Our effort of 173-6 is something to be proud of but having conceded 216, we fell short by 43 runs. As with the batting, it was a player with exhaustive experience of county cricket that proved the difference. Roelof van der Merwe finished with figures of 5-25. Take away the county stars and there really isn’t much between the two teams.

Match Three versus Bangladesh

In our final match against the mighty Bangladesh, we made it a hat-trick of toss losses and if we thought that Netherlands’ 216 was an imposing total, The Tigers 270-4 was always going to be an ask to chase down!

If you blinked, you’ll have missed Tamim Iqbal’s amazing 101 from a meagre 47 balls. Animul Haque (54 from 26) helped Tamim put on a gargantuan 153 for the first wicket. Shakib Al-Hasan then smacked 62 from just 22 deliveries to propel Bangladesh to within sight of 300!

screen shot 2019-01-15 at 15.40.19

Debutant Jayesh Odedra’s international debut (4-0-63-0) was one to forget and he may never get another chance.

Mehran Khan’s 2-56 meant that he finished the tournament as our leading wicket taker with four victims at 34.00 apiece. His economy rate of 11.33 is nothing to write home about however.

Khawar Ali followed up his 54 and unbeaten 84 with… a golden duck, to end his World Cup on a low. He did finish as our leading run-scorer with 140 runs at an average of 70 and an impressive strike-rate of 141.40.
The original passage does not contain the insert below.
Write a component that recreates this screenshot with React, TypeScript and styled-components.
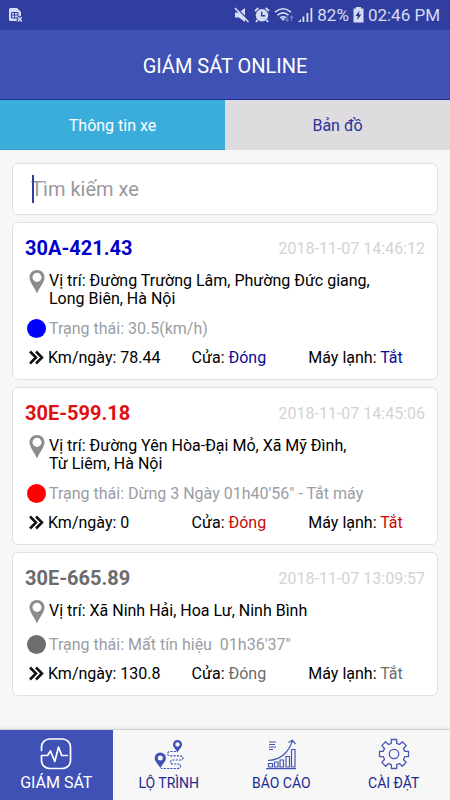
import React from 'react';
import styled, { createGlobalStyle } from 'styled-components';

const GlobalStyle = createGlobalStyle`
  *, *::before, *::after { box-sizing: border-box; }
  body { margin: 0; background: #f6f6f6; font-family: Roboto, "Noto Sans", sans-serif; }
  button, input { font: inherit; }
`;

const Screen = styled.div`
  display: flex;
  flex-direction: column;
  min-height: 100vh;
  background: #f7f7f7;
`;

const StatusBar = styled.div`
  display: flex;
  align-items: center;
  justify-content: space-between;
  height: 30px;
  padding: 0 10px 0 9px;
  background: #303f9f;
  color: #d5dcf6;
  font-size: 17px;
`;

const StatusGroup = styled.div`
  display: flex;
  align-items: center;
  gap: 4px;
  white-space: nowrap;
`;

const Header = styled.header`
  display: flex;
  align-items: center;
  justify-content: center;
  height: 70px;
  padding-top: 2px;
  background: #3f51b5;
  border-bottom: 1px solid #1c2f96;
`;

const Title = styled.h1`
  margin: 0;
  color: #fff;
  font-size: 20px;
  font-weight: 400;
`;

const Tabs = styled.div`
  display: grid;
  grid-template-columns: 1fr 1fr;
`;

const Tab = styled.button<{ $active?: boolean }>`
  height: 50px;
  padding: 2px 0 0;
  border: 0;
  border-bottom: 1px solid ${(p) => (p.$active ? '#2f9fca' : '#dedcde')};
  background: ${(p) => (p.$active ? '#3badda' : '#dedcde')};
  color: ${(p) => (p.$active ? '#fff' : '#26349c')};
  font-size: 16px;
`;

const Content = styled.main`
  display: flex;
  flex: 1;
  flex-direction: column;
  gap: 7px;
  padding: 13px 12px;
`;

const SearchBox = styled.label`
  position: relative;
  display: block;
  height: 52px;
  border: 1px solid #e0e0e0;
  border-radius: 6px;
  background: #fff;
`;

const SearchInput = styled.input`
  width: 100%;
  height: 100%;
  padding: 0 18px;
  border: 0;
  outline: 0;
  background: transparent;
  color: #000;
  font-size: 20px;
  caret-color: transparent;
  &::placeholder { color: #999; opacity: 1; }
`;

const Caret = styled.span`
  position: absolute;
  left: 19px;
  top: 11px;
  width: 2px;
  height: 28px;
  background: #303f9f;
`;

const Card = styled.article`
  padding: 13px 12px 12px;
  border: 1px solid #e0e0e0;
  border-radius: 6px;
  background: #fff;
  color: #000;
  font-size: 16px;
  line-height: 18px;
`;

const CardHead = styled.div`
  display: flex;
  align-items: center;
  justify-content: space-between;
  height: 24px;
  margin-bottom: 10px;
`;

const Plate = styled.h2<{ $color: string }>`
  margin: 0;
  color: ${(p) => p.$color};
  font-size: 20px;
  font-weight: 700;
`;

const Stamp = styled.time`
  padding-top: 2px;
  color: #d3d3d6;
  font-size: 16px;
`;

const Location = styled.div`
  display: grid;
  grid-template-columns: 24px 1fr;
  min-height: 24px;
  margin-bottom: 11px;
`;

const Address = styled.p`
  margin: 0;
  padding-top: 2px;
  white-space: pre-line;
`;

const State = styled.div`
  display: grid;
  grid-template-columns: 24px 1fr;
  align-items: center;
  height: 18px;
  margin-bottom: 12px;
  color: #9a9da6;
  white-space: pre;
`;

const Dot = styled.span<{ $color: string }>`
  width: 19px;
  height: 19px;
  margin-left: 2px;
  border-radius: 50%;
  background: ${(p) => p.$color};
`;

const Stats = styled.div`
  display: grid;
  grid-template-columns: 23px 16fr 13fr 13fr;
  align-items: center;
  height: 18px;
  white-space: nowrap;
`;

const Value = styled.span<{ $color: string }>`
  color: ${(p) => p.$color};
`;

const BottomNav = styled.nav`
  display: grid;
  grid-template-columns: repeat(4, 1fr);
  height: 71px;
  border-top: 1px solid #d2d2d2;
  background: #f7f7f7;
  box-shadow: 0 -1px 4px rgba(0, 0, 0, 0.08);
`;

const NavItem = styled.button<{ $active?: boolean }>`
  display: flex;
  flex-direction: column;
  align-items: center;
  gap: 4px;
  padding: 8px 0 0;
  border: 0;
  background: ${(p) => (p.$active ? '#3f51b5' : 'transparent')};
  color: ${(p) => (p.$active ? '#fff' : '#1b2a8f')};
  font-size: ${(p) => (p.$active ? '16px' : '14px')};
  line-height: 18px;
`;

const SimIcon = () => (
  <svg width="14" height="16" viewBox="0 0 14 16" aria-hidden="true">
    <path d="M1.5 1H8l4 4v5.2l-1.8-.4L8 14H1.5C.8 14 0 13.500 0 12.500V2.500C0 1.600.8 1 1.500 1z" fill="#d5dcf6" />
    <path d="M2.500 5.500h6.500v5.500H2.500zM5.500 5.500V11M2.500 8h6.500" fill="none" stroke="#303f9f" />
    <path d="M8.500 10l4.500 5M13 10l-4.500 5" stroke="#303f9f" strokeWidth="3.400" />
    <path d="M8.700 10.200l4.100 4.300M12.800 10.200l-4.100 4.300" stroke="#d5dcf6" strokeWidth="1.500" />
  </svg>
);

const MuteIcon = () => (
  <svg width="16" height="16" viewBox="0 0 16 16" aria-hidden="true">
    <path d="M1 5.500h4l6-4.500v14l-6-4.500H1z" fill="#d5dcf6" />
    <path d="M2.500 1L15 14" stroke="#303f9f" strokeWidth="1.600" />
    <path d="M1 1l13.500 14" stroke="#d5dcf6" strokeWidth="1.600" />
  </svg>
);

const AlarmIcon = () => (
  <svg width="16" height="16" viewBox="0 0 16 16" aria-hidden="true">
    <path d="M1 4L4.300 1M15 4l-3.300-3M3.500 13L2 15M12.500 13l1.500 2" stroke="#d5dcf6" strokeWidth="1.800" />
    <circle cx="8" cy="8.300" r="6.200" fill="#d5dcf6" />
    <path d="M7.700 4.800v4h3.500" fill="none" stroke="#303f9f" strokeWidth="1.400" />
  </svg>
);

const WifiIcon = () => (
  <svg width="20" height="16" viewBox="0 0 20 16" aria-hidden="true">
    <g fill="none" stroke="#d5dcf6" strokeWidth="1.600">
      <path d="M1 5.200Q9 -1.700 17 5.200" />
      <path d="M3.500 8.200Q9 3.500 14.500 8.200" />
      <path d="M6 11Q9 8.500 12 11" />
    </g>
    <path d="M7 11.500Q9 10.300 11 11.500L9 14z" fill="#d5dcf6" />
    <path d="M13 9v5M11.300 12.300l1.700 1.900 1.700-1.900M17.500 14V9M15.800 10.900L17.500 9l1.700 1.900" fill="none" stroke="#6f7ec6" strokeWidth="1.100" />
  </svg>
);

const SignalIcon = () => (
  <svg width="15" height="16" viewBox="0 0 15 16" aria-hidden="true">
    <path d="M0 15l3-3v3zM4.500 15V9.500h1.800V15zM8.500 15V6h1.800v9zM12.500 15V1h1.800v14z" fill="#d5dcf6" />
  </svg>
);

const BatteryIcon = () => (
  <svg width="11" height="16" viewBox="0 0 11 16" aria-hidden="true">
    <path d="M3 0h5v1.500h2.500V15.500H.5V1.500H3z" fill="#d5dcf6" />
    <path d="M6.500 3.500L2.500 9h2.300l-.6 4 4-5.500H5.900z" fill="#26347f" />
  </svg>
);

const PinIcon = () => (
  <svg width="24" height="24" viewBox="0 0 24 24" aria-hidden="true">
    <path fillRule="evenodd" d="M12 0C7.700 0 4.500 3.200 4.500 7.200 4.500 12.500 9.500 17 12 23.500 14.500 17 19.500 12.500 19.500 7.200 19.500 3.200 16.300 0 12 0zM12 2.800a4.500 4.500 0 1 1 0 9.100 4.500 4.500 0 0 1 0-9.100z" fill="#8c8c8c" />
  </svg>
);

const ChevronsIcon = () => (
  <svg width="19" height="16" viewBox="0 0 19 16" aria-hidden="true">
    <path d="M5 1.500L11 7.500l-6 6M11 1.500l6 6-6 6" fill="none" stroke="#111" strokeWidth="2.500" />
  </svg>
);

const PulseIcon = () => (
  <svg width="32" height="32" viewBox="0 0 32 32" fill="none" stroke="#fff" strokeWidth="1.700" aria-hidden="true">
    <path d="M1.500 12.500V9a8 8 0 0 1 8-8h13a8 8 0 0 1 8 8v13.500a8 8 0 0 1-8 8h-13a8 8 0 0 1-8-8V17.500h6l3-4.500 4.300 10.500L18.500 9l3.200 8.500h5.500" strokeLinecap="round" strokeLinejoin="round" />
  </svg>
);

const RouteIcon = () => (
  <svg width="32" height="32" viewBox="0 0 32 32" aria-hidden="true">
    <path fillRule="evenodd" d="M24.500 2a4.500 4.500 0 0 0-4.500 4.600c0 3 3 4.600 4.500 8.200 1.500-3.600 4.500-5.200 4.500-8.200A4.500 4.500 0 0 0 24.500 2zm0 2.200a2.200 2.200 0 1 1 0 4.400 2.200 2.200 0 0 1 0-4.400z" fill="#3f51b5" />
    <path fillRule="evenodd" d="M7.300 14.500a5.500 5.500 0 0 0-5.600 5.600c0 4 4 6 5.600 10.200 1.600-4.200 5.600-6.200 5.600-10.200a5.500 5.500 0 0 0-5.600-5.600zm0 2.900a2.500 2.500 0 1 1 0 5 2.500 2.500 0 0 1 0-5z" fill="#3f51b5" />
    <path d="M23 13.500h-5.500c-4 0-4 4.300 0 4.300H27c4 0 4 4.200 0 4.200h-7c-3.500 0-3.500 4 0 4h4.500c4 0 4 4.500 0 4.500H8" fill="none" stroke="#3f51b5" strokeWidth="1.200" strokeDasharray="2.200 1.100" />
  </svg>
);

const ReportIcon = () => (
  <svg width="32" height="32" viewBox="0 0 32 32" fill="none" stroke="#4555b6" strokeWidth="1.200" aria-hidden="true">
    <path d="M1 30.700h30M4 4h7M4 6.500h6M4 9h7M4 11.500h4" />
    <path d="M3.500 25.500h4v3.500h-4zM9.500 24h3.500v5H9.500zM15 22h3.500v7H15zM21 18.500h3.500V29H21zM26.500 11.500H30V29h-3.500z" />
    <path d="M3 22.500C14 22 23 16 27.500 2.500M23.500 4.500l4-2.200 3 3.800" />
  </svg>
);

const GearIcon = () => (
  <svg width="32" height="32" viewBox="0 0 32 32" fill="none" stroke="#4555b6" strokeWidth="1.300" strokeLinejoin="round" aria-hidden="true">
    <circle cx="16" cy="16" r="4.700" />
    <path d="M13.300 1.500h5.400v3.800l2.800 1.200 2.900-2.700 3.800 3.800-2.700 2.900 1.200 2.800h3.800v5.400h-3.800l-1.200 2.800 2.700 2.900-3.800 3.800-2.900-2.700-2.800 1.200v3.800h-5.400v-3.800l-2.800-1.200-2.900 2.700-3.800-3.800 2.700-2.900-1.200-2.800H1.500v-5.400h3.800l1.200-2.800-2.700-2.900 3.800-3.800 2.900 2.700 2.800-1.200z" />
  </svg>
);

type Vehicle = {
  plate: string;
  plateColor: string;
  dotColor: string;
  valueColor: string;
  stamp: string;
  address: string;
  state: string;
  km: string;
};

const vehicles: Vehicle[] = [
  {
    plate: '30A-421.43', plateColor: '#0000c8', dotColor: '#0000ff', valueColor: '#0a0a9c',
    stamp: '2018-11-07 14:46:12',
    address: 'Đường Trường Lâm, Phường Đức giang,\nLong Biên, Hà Nội',
    state: '30.5(km/h)', km: '78.44',
  },
  {
    plate: '30E-599.18', plateColor: '#e01010', dotColor: '#ff0000', valueColor: '#c80a0a',
    stamp: '2018-11-07 14:45:06',
    address: 'Đường Yên Hòa-Đại Mỏ, Xã Mỹ Đình,\nTừ Liêm, Hà Nội',
    state: 'Dừng 3 Ngày 01h40\'56" - Tắt máy', km: '0',
  },
  {
    plate: '30E-665.89', plateColor: '#6b6b6b', dotColor: '#6e6e6e', valueColor: '#6b6b6b',
    stamp: '2018-11-07 13:09:57',
    address: 'Xã Ninh Hải, Hoa Lư, Ninh Bình',
    state: 'Mất tín hiệu  01h36\'37"', km: '130.8',
  },
];

const VehicleCard = ({ v }: { v: Vehicle }) => (
  <Card>
    <CardHead>
      <Plate $color={v.plateColor}>{v.plate}</Plate>
      <Stamp>{v.stamp}</Stamp>
    </CardHead>
    <Location>
      <PinIcon />
      <Address>{`Vị trí: ${v.address}`}</Address>
    </Location>
    <State>
      <Dot $color={v.dotColor} />
      <span>{`Trạng thái: ${v.state}`}</span>
    </State>
    <Stats>
      <ChevronsIcon />
      <span>{`Km/ngày: ${v.km}`}</span>
      <span>Cửa: <Value $color={v.valueColor}>Đóng</Value></span>
      <span>Máy lạnh: <Value $color={v.valueColor}>Tắt</Value></span>
    </Stats>
  </Card>
);

export default function App() {
  return (
    <Screen>
      <GlobalStyle />
      <StatusBar>
        <SimIcon />
        <StatusGroup>
          <MuteIcon />
          <AlarmIcon />
          <WifiIcon />
          <SignalIcon />
          <span>82%</span>
          <BatteryIcon />
          <span>02:46 PM</span>
        </StatusGroup>
      </StatusBar>
      <Header>
        <Title>GIÁM SÁT ONLINE</Title>
      </Header>
      <Tabs>
        <Tab type="button" $active>Thông tin xe</Tab>
        <Tab type="button">Bản đồ</Tab>
      </Tabs>
      <Content>
        <SearchBox>
          <SearchInput type="text" placeholder="Tìm kiếm xe" aria-label="Tìm kiếm xe" />
          <Caret />
        </SearchBox>
        {vehicles.map((v) => <VehicleCard key={v.plate} v={v} />)}
      </Content>
      <BottomNav>
        <NavItem type="button" $active><PulseIcon />GIÁM SÁT</NavItem>
        <NavItem type="button"><RouteIcon />LỘ TRÌNH</NavItem>
        <NavItem type="button"><ReportIcon />BÁO CÁO</NavItem>
        <NavItem type="button"><GearIcon />CÀI ĐẶT</NavItem>
      </BottomNav>
    </Screen>
  );
}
Against Bangladesh, it was his namesake Aamer Ali (28 from 18) and Alyas Iqbal (38 from 20) who put on an entertaining 58 to help us put a score on the board and avoid a truly embarrassing scoreline. Ilyas finished the tournament with 91 runs at 45.50. Noorul Riaz, a thirty-nine-year-old batsman who before the competition had played only one List A game… and duly ducked in it, followed up his nine against Netherlands on international debut with an ability demonstrating 39 not out. Throughout the tournament our batting unit fully committed to playing a selfless and attacking brand of cricket.

screen shot 2019-01-15 at 15.41.39

The efforts of Ali, Ilyas, Riaz and co. amounted to 150-9 from our allocation. A respectable effort against a Test nation but still 120 runs short of parity.

In summary, I’d like to put on record my appreciation for the efforts of the team during the World Cup. As hinted at, every individual in the squad committed to the tactics of the collective and gave their all in the pursuit of glory. Though we were soundly beaten, we did manage to express ourselves against two Test playing nations and the most experienced non-Test playing nation. I’d like to thank the Omani Cricket Board and the fans for providing me with this wonderful opportunity and the support provided. Having reached the conclusion of my contract, we part on good terms and I wish all involved with Oman cricket the very best in years to come.